Образованные люди, люди с обостренным языковым чутьем, мирятся с такой лингвистической неловкостью, прибегая к интонационным кавычкам, самоиронии и извинениям. Разумеется, это не делает нашу речь результативнее. Очень многие вовсе не теряют сна и аппетита из-за этих психолингвистических барьеров и активно пользуются волапюком. Профессор Орлов рассказывал мне о восьмидесятилетнем казаке, который больше пятидесяти лет фермерствовал в Вирджинии. Показывая гостям свою ферму, старик сказал: «До энтого вон леса моя будет пропертия, а подале уж пропертия не моя».

Попробуем вкратце подытожить процессы, которым подвергся русский язык в эмигрантской среде. Мы можем выделить две категории признаков, отличающих речь эмигрантов от речи, звучащей в России.

В первую категорию входят явления, вызванные утратой контакта с родной культурной средой, а именно:

1) словарный запас, синтаксис, фразеология и мелодика речи зафиксированы в том состоянии, в каком они находились на момент эмиграции, вследствие чего

2) словарно-идиоматический запас сокращается, поскольку многие привезенные из дому понятия неприменимы к новой реальности. Лексикон не обогащается новыми словами и выражениями, появляющимися в советском русском. Наконец, на психологическом уровне

3) отношение к лингвистическим изменениям, происходящим в России при советской власти, агрессивно отрицательное.

Ко второй категории относятся явления, обусловленные влиянием иностранной языковой среды:

1) русская мелодика речи заменяется мелодикой окружающего языка; речь насыщается лексико-идиоматическими заимствованиями (например, Я взял курс в университете вместо прослушал курс, или, в телефонном разговоре, Здесь Мария Болконская вместо Говорит Мария, или Я спросил, если она пойдет в кино вместо пойдет ли, я спросил вопрос вместо я спросил, и т. п.);

2) с психологической точки зрения – эмигрант с иронией признает[14] влияние иностранного языка на собственную речь;

3) в результате возникает языковой конфликт. Те, кто говорит на старомодном русском, оказываются в оппозиции по отношению к тем, кто говорит на его современной разновидности. И эта оппозиция далека от бинарной. Картину осложняет еще и тот факт, что было три основные волны эмиграции, отражавшие, соответственно, русский, на котором говорили до 1918 года, русский, на котором говорили до 1941-го, и русский в его современном изводе. Коммуникация между этими группами эмоционально окрашена: на «старшей» стороне спектра это негативная окраска, на «младшей» – смешанная: поначалу – восхищение, основанное на ностальгии, затем – после более длительного контакта – ироническое отторжение. Природа последнего, как правило, та же, что и у отношения «старшей волны» к «испорченному» советскому русскому, только знак меняется с плюса на минус и наоборот.

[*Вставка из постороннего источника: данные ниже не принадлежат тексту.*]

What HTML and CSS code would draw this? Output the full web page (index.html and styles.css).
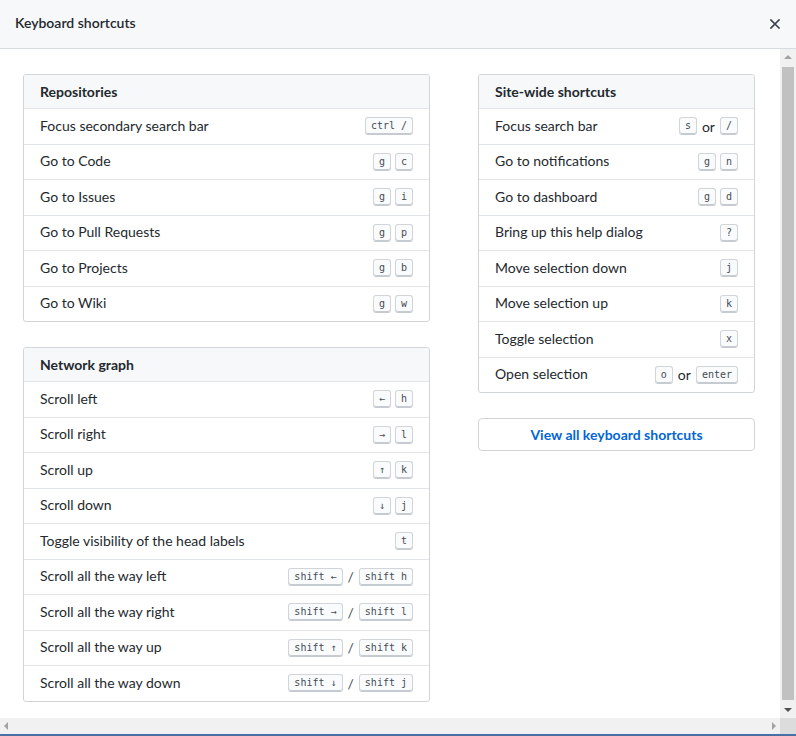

Когда профессор Тимошенко после тридцати лет в эмиграции посетил СССР, его пригласили выступить перед студентами Ленинградского института инженеров железнодорожного транспорта, где он сам учился до революции. Он пишет:

Отметил также, что в наше время женщин в Институт не принимали, а вот теперь среди оканчивающих примерно треть – барышни. Слово «барышни» произвело неожиданный эффект – все громко рассмеялись. Оказалось, что это слово теперь не употребляется. Нужно было сказать «девушки».

Конечно, интеллектуалы, читающие новую русскую литературу, которая создается на родине, избегают таких лексических анахронизмов. Куда труднее избежать анахронизмов стилистических: эмигрантский русский изобилует словами и выражениями, приобретшими в современном советском русском пародийные призвуки. В эмигрантских газетах часто встречаются письма от недавно приехавших, где порицается или высмеивается «допотопный» стиль популярных колонок, таких как «Забота о красоте» или «Рецепты для гурманов». Мне думается, это недовольство вызвано стилистическими расхождениями. Например, широкое употребление «изысканных» эпитетов, таких как прелестный, очаровательный, хорошенький, выглядевшее вполне нормально в 1914 году, с тех пор столько раз пародировалось, что сейчас эти слова совершенно невозможно воспринимать как нейтральные. Сходные идиосинкразии широко распространены в более восприимчивой сфере патетического стиля.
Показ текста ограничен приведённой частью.